Using Multiple GPUs

Applications that are developed with the AR SDK can be used with multiple GPUs. By default, the SDK determines which GPU to use based on the capability of the currently selected GPU. If the currently selected GPU supports the SDK, the SDK uses it. Otherwise, the SDK selects the best GPU.

You can control which GPU is used in a multi-GPU environment by using the cudaSetDevice(int whichGPU) and cudaGetDevice(int *whichGPU) NVIDIA CUDA Toolkit functions and the NvAR_SetS32(NULL, NvAR_Parameter_Config(GPU), whichGPU) AR SDK Set function. The Set() function is called only once for the AR SDK before any effects are created. Because you can’t transparently pass images that are allocated on one GPU to another GPU, you must ensure that the same GPU is used for all AR features.

NvCV_Status err;
int chosenGPU = 0; // or whatever GPU you want to use
err = NvAR_SetS32(NULL, NvAR_Parameter_Config(GPU), chosenGPU);
if (NVCV_SUCCESS != err) {
  printf("Error choosing GPU %d: %s\n", chosenGPU,
         NvCV_GetErrorStringFromCode(err));
}

cudaSetDevice(chosenGPU);
NvCVImage dst = new NvCVImage(
   // your parameters
   );

NvAR_Handle eff;
err = NvAR_API NvAR_CreateEffect(code, &eff);

// your program logic here

err = NvAR_API NvAR_Load(eff);
err = NvAR_API NvAR_Run(eff, true);
// switch GPU for other task, then switch back for next frame

Buffers need to be allocated on the selected GPU, so before you allocate images on the GPU, call cudaSetDevice(). Neural networks need to be loaded on the selected GPU, so before NvAR_Load() is called, set this GPU as the current device.

To use the buffers and models, before you call NvAR_Run(), set the GPU device as the current device. A previous call to NvAR_SetS32(NULL, NvAR_Parameter_Config(GPU), whichGPU) helps enforce this requirement.

For performance reasons, the application is responsible for switching to the appropriate GPU.
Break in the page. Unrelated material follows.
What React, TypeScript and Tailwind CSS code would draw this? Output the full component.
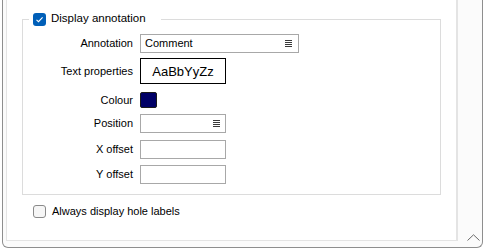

Default Behavior in Multi-GPU Environments

The NvAR_Load() function internally calls cudaGetDevice() to identify the currently selected GPU.

The function checks the compute capability of the currently selected GPU (default 0) to determine whether the GPU architecture supports the AR SDK and completes one of the following tasks:

• If the SDK is supported, NvAR_Load() uses the GPU.

• If the SDK is not supported, NvAR_Load() searches for the most powerful GPU that supports the AR SDK and calls cudaSetDevice() to set that GPU as the current GPU.

If you do not require your application to use a specific GPU in a multi-GPU environment, the default behavior should suffice.

Selecting the GPU for AR SDK Processing in a Multi-GPU Environment

Your application might be designed to perform the task of applying an AR filter by using only a specific GPU in a multi-GPU environment. In this situation, ensure that the SDK does not override your choice of GPU for applying the video effect filter.

// Initialization
cudaGetDevice(&beforeGPU);

err = NvAR_Load(eff);

if (NVCV_SUCCESS != err) {
  printf("Cannot load ARSDK: %s\n", NvCV_GetErrorStringFromCode(err));
  exit(-1);
}

cudaGetDevice(&arsdkGPU);

if (beforeGPU != arsdkGPU) {
  printf("GPU #%d cannot run AR SDK, so GPU #%d was chosen instead\n",
         beforeGPU, arsdkGPU);
}

Selecting Different GPUs for Different Tasks

Your application might be designed to perform multiple tasks in a multi-GPU environment, such as rendering a game and applying an AR filter. In this situation, select the best GPU for each task before calling NvAR_Load().

1. Call cudaGetDeviceCount() to determine the number of GPUs in your environment.

   // Get the number of GPUs
   cuErr = cudaGetDeviceCount(&deviceCount);
   

2. Get the properties of each GPU and determine whether it is the best GPU for each task by performing the following operations for each GPU in a loop:

   1. Call cudaSetDevice() to set the current GPU.

   2. Call cudaGetDeviceProperties() to get the properties of the current GPU.

   3. To determine whether the GPU is the best GPU for each specific task, use a custom code in your application to analyze the properties that were retrieved by cudaGetDeviceProperties().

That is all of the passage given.